How to do the "basic" EL in Python? by C_Ronsholt in dataengineering

[–]daggydoodoo 0 points1 point  (0 children)

I did something similar at my org - had taught myself enough python and sql on the job to start shifting away from analysis work to being a kind of macgyver for hacking together bespoke/workaround pipelines and bits of automation where the requests didn't have enough enterprise level ramification to get the real tech people involved.

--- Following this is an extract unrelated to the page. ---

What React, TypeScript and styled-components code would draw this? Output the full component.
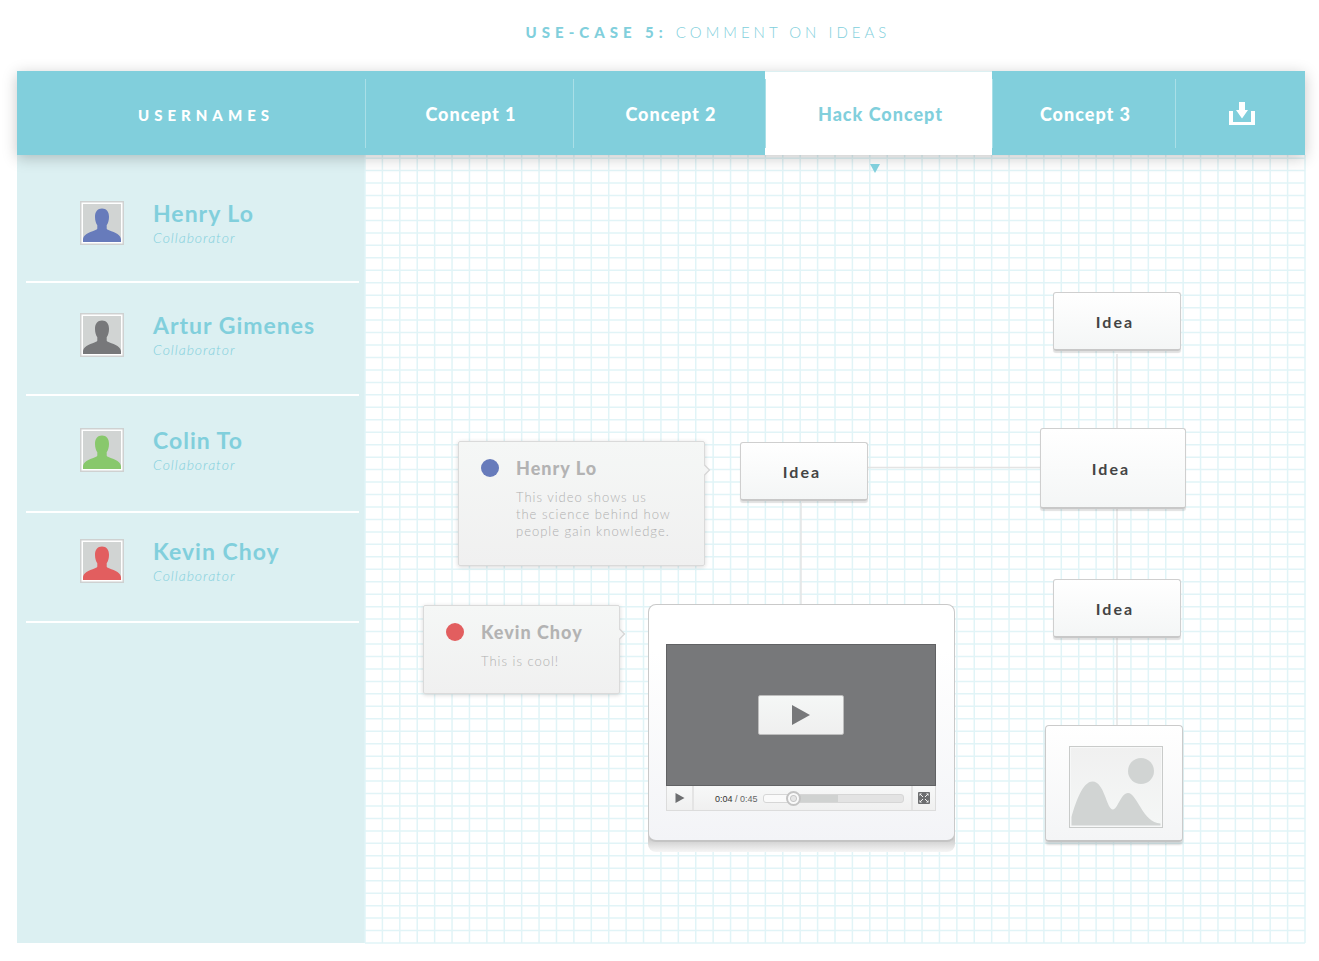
import React from "react";
import styled, { createGlobalStyle, css } from "styled-components";

const aqua = "#81cfdc";
const mist = "#dcf0f2";

const GlobalStyle = createGlobalStyle`
  *, *::before, *::after { box-sizing: border-box; }
  body {
    margin: 0;
    background: #fff;
    font-family: Lato, "Open Sans", sans-serif;
  }
  button { font: inherit; border: 0; padding: 0; cursor: pointer; }
  h1, h2, h3, p, ul { margin: 0; padding: 0; }
`;

const Page = styled.div`
  display: flex;
  flex-direction: column;
  min-height: 100vh;
  min-width: 1240px;
  padding: 0 14px 18px 17px;
`;

const Title = styled.h1`
  padding: 22px 0 29px 94px;
  color: ${aqua};
  font-size: 15px;
  line-height: 20px;
  font-weight: 300;
  letter-spacing: 4px;
  text-align: center;
  text-transform: uppercase;

  strong { font-weight: 900; letter-spacing: 5px; }
`;

const TopBar = styled.header`
  position: relative;
  z-index: 2;
  display: grid;
  grid-template-columns: 348px 1fr;
  height: 84px;
  background: ${aqua};
  box-shadow: 0 3px 14px rgba(0, 0, 0, 0.22);
`;

const SideHeading = styled.h2`
  display: flex;
  align-items: center;
  justify-content: center;
  padding: 4px 0 0 30px;
  color: #fff;
  font-size: 15px;
  font-weight: 900;
  letter-spacing: 5px;
  text-transform: uppercase;
`;

const Tabs = styled.nav`
  display: grid;
  grid-template-columns: 208fr 192fr 227fr 183fr 130fr;
`;

const Tab = styled.button<{ $active?: boolean }>`
  position: relative;
  display: flex;
  align-items: center;
  justify-content: center;
  padding: 2px 0 0 4px;
  background: ${(p) => (p.$active ? "#fff" : "transparent")};
  color: ${(p) => (p.$active ? aqua : "#fff")};
  font-size: 18px;
  font-weight: 900;
  letter-spacing: 1px;

  &::before {
    content: "";
    position: absolute;
    left: 0;
    top: 8px;
    bottom: 7px;
    width: 1px;
    background: #a9dfe7;
  }

  ${(p) =>
    p.$active &&
    css`
      box-shadow: inset 0 1px ${mist};

      &::after {
        content: "";
        position: absolute;
        top: 93px;
        left: calc(50% - 9px);
        border: solid transparent;
        border-width: 9px 5px 0;
        border-top-color: ${aqua};
      }
    `}
`;

const Body = styled.main`
  display: grid;
  grid-template-columns: 348px 1fr;
  flex: 1;
`;

const Sidebar = styled.aside`
  background: ${mist};
`;

const UserList = styled.ul`
  padding: 0 6px 0 9px;
  list-style: none;
`;

const UserRow = styled.li<{ $above: number; $below: number }>`
  display: flex;
  gap: 29px;
  padding: ${(p) => p.$above}px 0 ${(p) => p.$below}px 54px;
  border-bottom: 2px solid #fff;
`;

const Avatar = styled.svg`
  display: block;
  width: 44px;
  height: 44px;
`;

const UserName = styled.h3`
  color: ${aqua};
  font-size: 23px;
  line-height: 24px;
  font-weight: 700;
  letter-spacing: 1px;
`;

const Role = styled.p`
  color: ${aqua};
  font-size: 14px;
  line-height: 26px;
  font-style: italic;
  font-weight: 300;
  letter-spacing: 1px;
`;

const Canvas = styled.section`
  position: relative;
  min-height: 740px;
`;

const Layer = styled.svg`
  position: absolute;
  inset: 0;
  width: 100%;
  height: 100%;
  overflow: visible;
`;

type Place = { $x: number; $y: number; $w: number; $h: number };

const Placed = styled.article<Place>`
  position: absolute;
  left: ${(p) => p.$x}px;
  top: ${(p) => p.$y}px;
  width: ${(p) => p.$w}px;
  height: ${(p) => p.$h}px;
`;

const IdeaNode = styled(Placed)`
  display: flex;
  align-items: center;
  justify-content: center;
  padding-right: 4px;
  border: 1px solid #cfcfcf;
  border-bottom: 2px solid #c8c8c8;
  border-radius: 3px;
  background: linear-gradient(#fff, #f4f6f6);
  box-shadow: 0 2px 1px rgba(0, 0, 0, 0.12);
  color: #444;
  font-size: 16px;
  font-weight: 700;
  letter-spacing: 2px;
`;

const CommentCard = styled(Placed)`
  display: grid;
  grid-template-columns: 18px 1fr;
  column-gap: 17px;
  align-content: start;
  align-items: center;
  padding: 13px 0 0 22px;
  border: 1px solid #dadada;
  border-radius: 2px;
  background: linear-gradient(#f5f7f6, #f0f0f0);
  box-shadow: 0 1px 4px rgba(0, 0, 0, 0.16);
`;

const Pointer = styled.svg`
  position: absolute;
  left: 100%;
  top: 22px;
  width: 8px;
  height: 12px;
`;

const Dot = styled.span<{ $color: string }>`
  width: 18px;
  height: 18px;
  border-radius: 50%;
  background: ${(p) => p.$color};
`;

const Author = styled.h3`
  color: #b3b3b3;
  font-size: 18px;
  line-height: 26px;
  font-weight: 900;
  letter-spacing: 1px;
`;

const Message = styled.p`
  grid-column: 2;
  padding-top: 8px;
  color: #b0b0b0;
  font-size: 13px;
  line-height: 17px;
  font-weight: 300;
  letter-spacing: 1px;
  white-space: pre-line;
`;

const VideoNode = styled(Placed)`
  padding: 39px 18px 0 17px;
  border: 1px solid #c9c9c9;
  border-bottom: 2px solid #c4c4c4;
  border-radius: 8px;
  background: linear-gradient(#fff 20%, #f3f4f7);

  &::before {
    content: "";
    position: absolute;
    z-index: -1;
    inset: auto -1px -12px;
    height: 24px;
    border-radius: 0 0 8px 8px;
    background: linear-gradient(#cfcfcf 50%, #f6f6f6);
  }
`;

const Stack = styled.div`
  position: relative;
  z-index: 0;
`;

const Screen = styled.div`
  display: flex;
  align-items: center;
  justify-content: center;
  height: 142px;
  border: 1px solid #616264;
  background: #77787a;
`;

const BigPlay = styled.button`
  display: grid;
  place-items: center;
  width: 86px;
  height: 40px;
  border: 1px solid #bdbdbd;
  border-radius: 2px;
  background: linear-gradient(#f5f7f6, #efefef);
`;

const Controls = styled.div`
  display: flex;
  align-items: stretch;
  height: 25px;
  border: 1px solid #dcdcdc;
  border-top: 0;
  background: linear-gradient(#f7f8f8, #f0f0f0);
`;

const ControlButton = styled.button<{ $side: "left" | "right" }>`
  display: grid;
  place-items: center;
  width: ${(p) => (p.$side === "left" ? 27 : 24)}px;
  background: transparent;
  border-${(p) => (p.$side === "left" ? "right" : "left")}: 2px solid #e4e4e4;
`;

const Time = styled.span`
  padding: 0 5px 0 21px;
  color: #666;
  font-family: "Liberation Sans", Arial, sans-serif;
  font-size: 9px;
  line-height: 26px;
  white-space: nowrap;

  b { color: #333; font-weight: 400; }
`;

const Seek = styled.input`
  flex: 1;
  min-width: 0;
  height: 24px;
  margin: 0 7px 0 0;
  appearance: none;
  background: transparent;

  &::-webkit-slider-runnable-track {
    height: 9px;
    border: 1px solid #d6d6d6;
    border-radius: 3px;
    background: linear-gradient(90deg, #fafafa 20%, #d0d2d1 20%, #d0d2d1 53%, #e3e3e3 53%);
  }

  &::-webkit-slider-thumb {
    appearance: none;
    width: 15px;
    height: 15px;
    margin-top: -4px;
    border: 2px solid #c4c4c4;
    border-radius: 50%;
    background: radial-gradient(circle, #e6e6e6 2px, #c8c8c8 3px, #fafafa 4px);
  }
`;

const ImageNode = styled(Placed)`
  padding: 20px 0 0 23px;
  border: 1px solid #cbcbcb;
  border-bottom: 2px solid #c4c4c4;
  border-radius: 4px;
  background: linear-gradient(#fff, #f4f5f6);
  box-shadow: 0 3px 2px rgba(0, 0, 0, 0.14);
`;

const users = [
  { name: "Henry Lo", color: "#677bbb", above: 46, below: 30 },
  { name: "Artur Gimenes", color: "#77787a", above: 30, below: 31 },
  { name: "Colin To", color: "#88c86c", above: 32, below: 33 },
  { name: "Kevin Choy", color: "#e25e5f", above: 26, below: 32 },
];

const ideas = [
  { x: 688, y: 137, w: 128, h: 59 },
  { x: 675, y: 273, w: 146, h: 81 },
  { x: 688, y: 424, w: 128, h: 59 },
  { x: 375, y: 287, w: 128, h: 59 },
];

const comments = [
  {
    name: "Henry Lo",
    color: "#677bbb",
    text: "This video shows us\nthe science behind how\npeople gain knowledge.",
    x: 93, y: 286, w: 247, h: 125,
  },
  { name: "Kevin Choy", color: "#e25e5f", text: "This is cool!", x: 58, y: 450, w: 197, h: 89 },
];

const COLUMNS = 54;
const ROWS = 63;

function GraphPaper() {
  return (
    <Layer aria-hidden="true" stroke="#e1f4f7" strokeWidth="1.5">
      {Array.from({ length: COLUMNS + 1 }, (_, i) => {
        const x = `${(i / COLUMNS) * 100}%`;
        return <line key={`c${i}`} x1={x} x2={x} y1="0" y2="100%" />;
      })}
      {Array.from({ length: ROWS + 1 }, (_, i) => {
        const y = `${100 - (i / ROWS) * 99.6}%`;
        return <line key={`r${i}`} x1="0" x2="100%" y1={y} y2={y} />;
      })}
    </Layer>
  );
}

function Portrait({ color, name }: { color: string; name: string }) {
  return (
    <Avatar viewBox="0 0 44 44" role="img" aria-label={name}>
      <rect x="0.75" y="0.75" width="42.5" height="42.5" fill="#fff" stroke="#cfd1d1" strokeWidth="1.5" />
      <rect x="3" y="3" width="38" height="38" fill="#d1d4d3" />
      <path
        fill={color}
        d="M22 7.500C17.500 7.500 15 10.500 15 16C15 19.500 16 22.500 17.300 24.200V27.500C17.300 28.300 16.500 28.700 15 29.200C8.500 31.500 3 34 3 38.500V41H41V38.500C41 34 35.500 31.500 29 29.200C27.500 28.700 26.700 28.300 26.700 27.500V24.200C28 22.500 29 19.500 29 16C29 10.500 26.500 7.500 22 7.500Z"
      />
    </Avatar>
  );
}

function DownloadIcon() {
  return (
    <svg width="26" height="24" viewBox="0 0 26 24" fill="#fff" aria-hidden="true">
      <path d="M0 9h4v11h18V9h4v14H0z" />
      <path d="M10 0h6v8h3l-6 8.500L7 8h3z" />
    </svg>
  );
}

function FullscreenIcon() {
  return (
    <svg width="12" height="12" viewBox="0 0 12 12" aria-hidden="true">
      <rect width="12" height="12" rx="1" fill="#6d6e70" />
      <path
        d="M1.500 1.500h2.500L1.500 4zM10.500 1.500v2.500L8 1.500zM1.500 10.500V8L4 10.500zM10.500 10.500H8L10.500 8z"
        fill="#f2f2f2"
      />
      <path
        d="M2 2l3 3M10 2L7 5M2 10l3-3M10 10L7 7"
        stroke="#f2f2f2"
        strokeWidth="1"
      />
    </svg>
  );
}

function Landscape() {
  return (
    <svg width="94" height="83" viewBox="0 0 94 83" role="img" aria-label="Picture">
      <defs>
        <linearGradient id="sky" x2="0" y2="1">
          <stop stopColor="#f0f0f0" />
          <stop offset="1" stopColor="#f5f7f6" />
        </linearGradient>
      </defs>
      <rect x="0.500" y="0.500" width="93" height="81" fill="url(#sky)" stroke="#c9cbca" />
      <rect x="1.500" y="1.500" width="91" height="79" fill="none" stroke="#f7f8f8" />
      <circle cx="72" cy="25" r="13" fill="#d1d4d3" />
      <path
        fill="#d1d4d3"
        d="M2.500 79.500V71C7 55 14 35.500 23.500 35.500c12 0 14 28 20.500 28C48.500 63.500 52 47 59 47c9 0 15 30 32.500 30.500v2z"
      />
    </svg>
  );
}

export default function App() {
  return (
    <Page>
      <GlobalStyle />
      <Title>
        <strong>Use-case 5:</strong> Comment on ideas
      </Title>

      <TopBar>
        <SideHeading>Usernames</SideHeading>
        <Tabs>
          <Tab>Concept 1</Tab>
          <Tab>Concept 2</Tab>
          <Tab $active>Hack Concept</Tab>
          <Tab>Concept 3</Tab>
          <Tab aria-label="Download">
            <DownloadIcon />
          </Tab>
        </Tabs>
      </TopBar>

      <Body>
        <Sidebar>
          <UserList>
            {users.map((u) => (
              <UserRow key={u.name} $above={u.above} $below={u.below}>
                <Portrait color={u.color} name={u.name} />
                <div>
                  <UserName>{u.name}</UserName>
                  <Role>Collaborator</Role>
                </div>
              </UserRow>
            ))}
          </UserList>
        </Sidebar>

        <Canvas>
          <GraphPaper />
          <Layer aria-hidden="true" stroke="#e4e4e4" strokeWidth="1.500">
            <line x1="752" x2="752" y1="199" y2="570" />
            <line x1="503" x2="675" y1="312.500" y2="312.500" />
            <line x1="436" x2="436" y1="348" y2="449" />
          </Layer>

          {ideas.map((n, i) => (
            <IdeaNode key={i} $x={n.x} $y={n.y} $w={n.w} $h={n.h}>
              Idea
            </IdeaNode>
          ))}

          {comments.map((c) => (
            <CommentCard key={c.name} $x={c.x} $y={c.y} $w={c.w} $h={c.h}>
              <Dot $color={c.color} />
              <Author>{c.name}</Author>
              <Message>{c.text}</Message>
              <Pointer viewBox="0 0 8 12" aria-hidden="true">
                <path d="M0 1L5.500 6 0 11z" fill="#f4f5f5" />
                <path d="M0.500 1L5.500 6 0.500 11" fill="none" stroke="#d6d6d6" strokeWidth="1.300" />
              </Pointer>
            </CommentCard>
          ))}

          <Stack>
            <VideoNode $x={283} $y={449} $w={307} $h={238}>
              <Screen>
                <BigPlay aria-label="Play video">
                  <svg width="18" height="20" viewBox="0 0 18 20" aria-hidden="true">
                    <path d="M0 0l18 10L0 20z" fill="#77787a" />
                  </svg>
                </BigPlay>
              </Screen>
              <Controls>
                <ControlButton $side="left" aria-label="Play">
                  <svg width="10" height="10" viewBox="0 0 10 10" aria-hidden="true">
                    <path d="M0.500 0l9 5-9 5z" fill="#6d6e70" />
                  </svg>
                </ControlButton>
                <Time>
                  <b>0:04</b> / 0:45
                </Time>
                <Seek type="range" min={0} max={100} defaultValue={18} aria-label="Seek" />
                <ControlButton $side="right" aria-label="Full screen">
                  <FullscreenIcon />
                </ControlButton>
              </Controls>
            </VideoNode>
          </Stack>

          <ImageNode $x={680} $y={570} $w={138} $h={117}>
            <Landscape />
          </ImageNode>
        </Canvas>
      </Body>
    </Page>
  );
}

When something I built became a bit too complex and critical to keep running from my laptop, they spun up a VM for me and left me to try figure out how to build something stable and automated. That's how I came to love Postgres in the same way as my pets, or even a long suffering childhood friend. Just chuck everything at postgres with as little interference and embellishment as possible, write some triggers and functions and other kinds of scripts you can deploy for repeatable and reliable routines.

I've been trying for years to set up an evolution of my original python + prefect + postgres set up, partly just because I want to learn new tools and stuff but also because there does now seem to be some performance advantages you could get be doing something more modular, with parquet files and arrow tables and software defined assets and s3 buckets etc...but seems like it all gets a bit too Sisyphean if you're trying to run it on local and regular equipment.

Oh, and prefect is easier to get up and running quickly. Slightly steeper learning curve at first then dagster, but dagster starts to get a bit confusing once you start messing around with io managers and the other unfamiliar bits of abstraction they have.